Palmen stehen auch in Italien. Aber man sieht auf den ersten Blick: das hier ist etwas anderes. Das ägyptische Niltal ist anders als alles, was ich bisher gesehen habe. Ich döse noch ein bisschen und genieße die Aussicht.

Die Landwirtschaft ist äußerst kleinteilig und arbeitsintensiv. Der Esel wird im Schatten geparkt, die alte Bäuerin rupft den Mais und stopft ihn in einen riesigen weißen Sack. Sie müsste wohl viele Jahre Mais rupfen, um sich eine Fahrt im vorbeifahrenden Nachtzug leisten zu können...



Der Schaffner klopft. Er bringt uns unser Frühstück und fragt, ob wir Tee oder Kaffee wünschen.
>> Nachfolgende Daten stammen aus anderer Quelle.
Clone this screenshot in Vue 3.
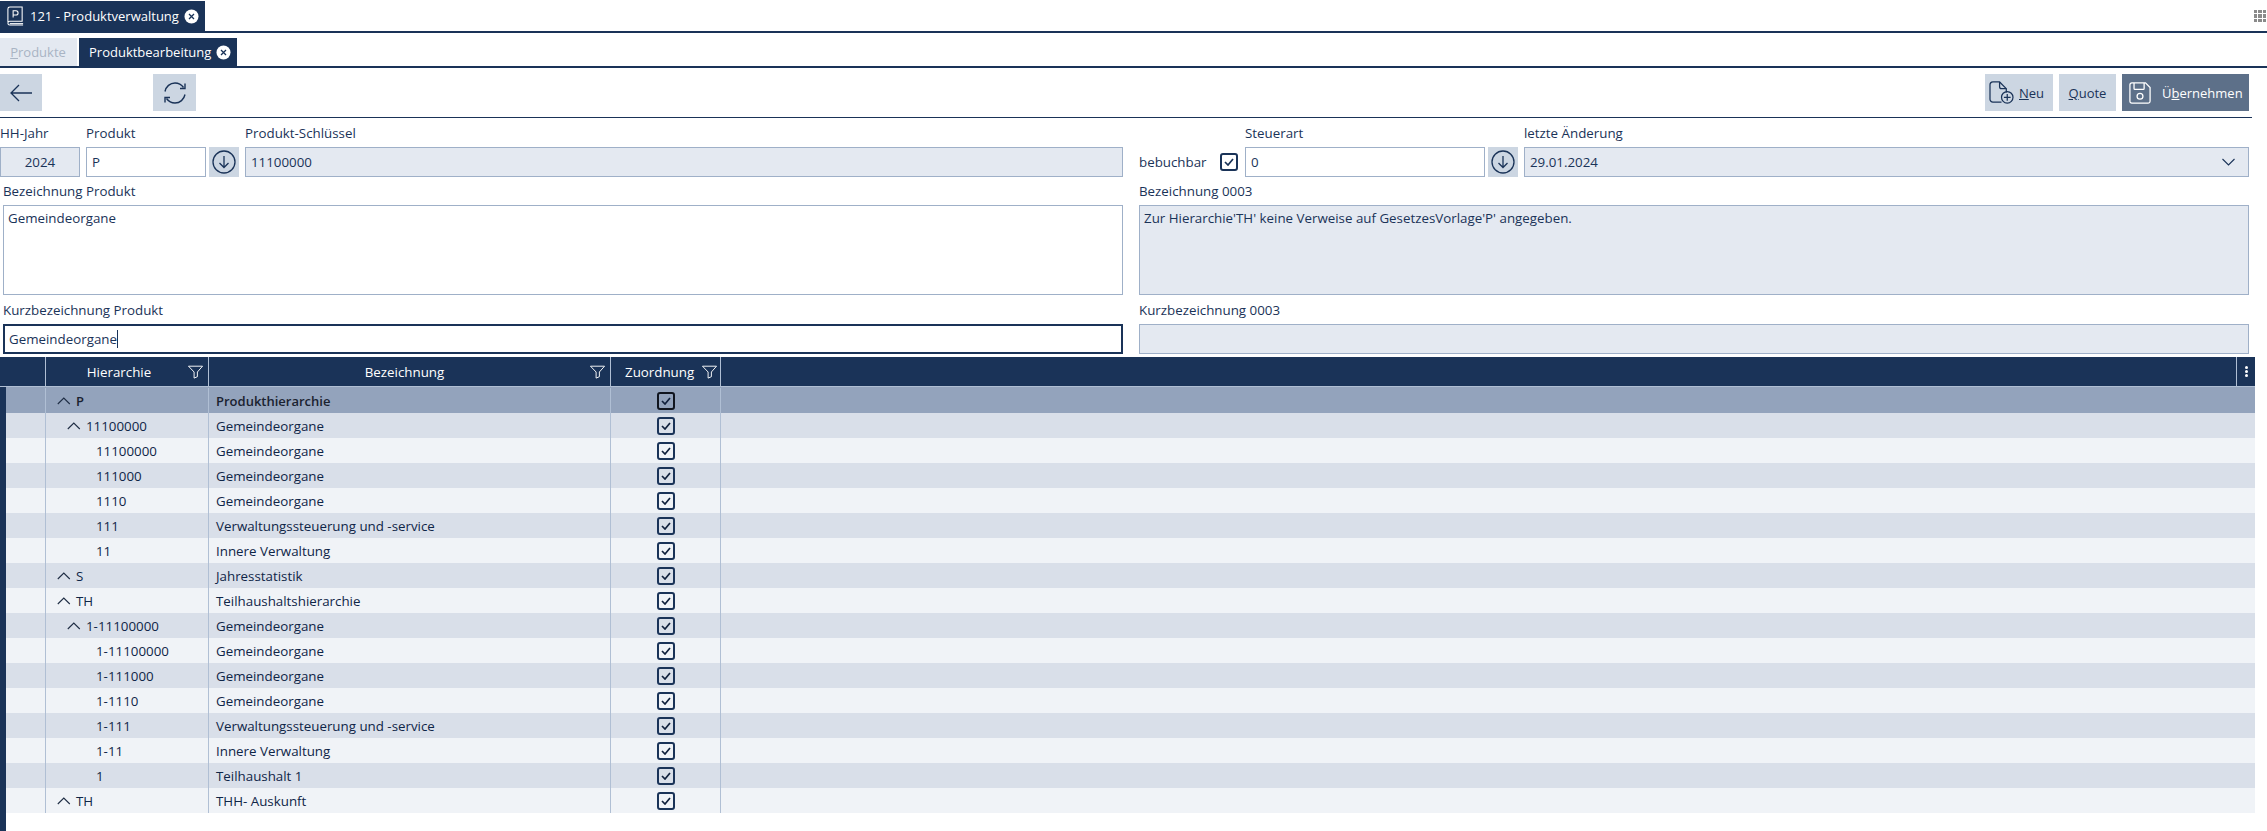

Schnell umziehen und Zähne putzen, dann können wir Gebäck, Käse aus der Tube und Guavesaft genießen. Und den Teil des Nescafés, der nicht bereits vom Schaukeln des Zuges über den Becherrand gekippt wurde.



Der Schrankenwärter tritt aus seinem Häuschen, um Night Train 86 zu grüßen. Nach der Durchfahrt kann er die Schranke wieder hochkurbeln.

Auf dem Nil ist ein Fischer auf seinem kleinen Holzboot unterwegs. Gleich wird er von einem mehrstöckigen Kreuzfahrtschiff in den Schatten gestellt.

Wir fahren kurzzeitig an einer Straße entlang. Auf dem weißen Transporter sitzen vier Männer auf dem Dach. Auf der Ladefläche des Pick-Ups sitzen noch mehr Menschen. Am Bahnübergang stauen sich Tuk-Tuks.

Wir halten in Kom Ombo. Alte Güterwagen vor einer schick sanierten Moschee vor einem hässlichen Industriekomplex. Das ist der letzte Zwischenhalt vor Assuan, in etwa 45 Minuten werden wir da sein. Schade eigentlich.





Einen letzten größen Höhepunkt gönnen wir uns vor der Ankunft in Assuan noch: ein kurzer Besuch im Speisewagen. Der Anfang der 80er von Messerschmitt-Boelkow-Blohm in Donauwörth gebaute Wagen wirkt wie eine Zeitreise in einen Schwarz-Weiß-Film. In den bequemen Sesseln im hinteren Teil des Wagens rauchen zwei Männer, während uns der Barkeeper zwei Kaffees zubereitet. 

Wir haben jetzt Assuan und Abu Simbl vor uns. Aber beeindruckender als dieser Nachtzug kann das eigentlich gar nicht werden.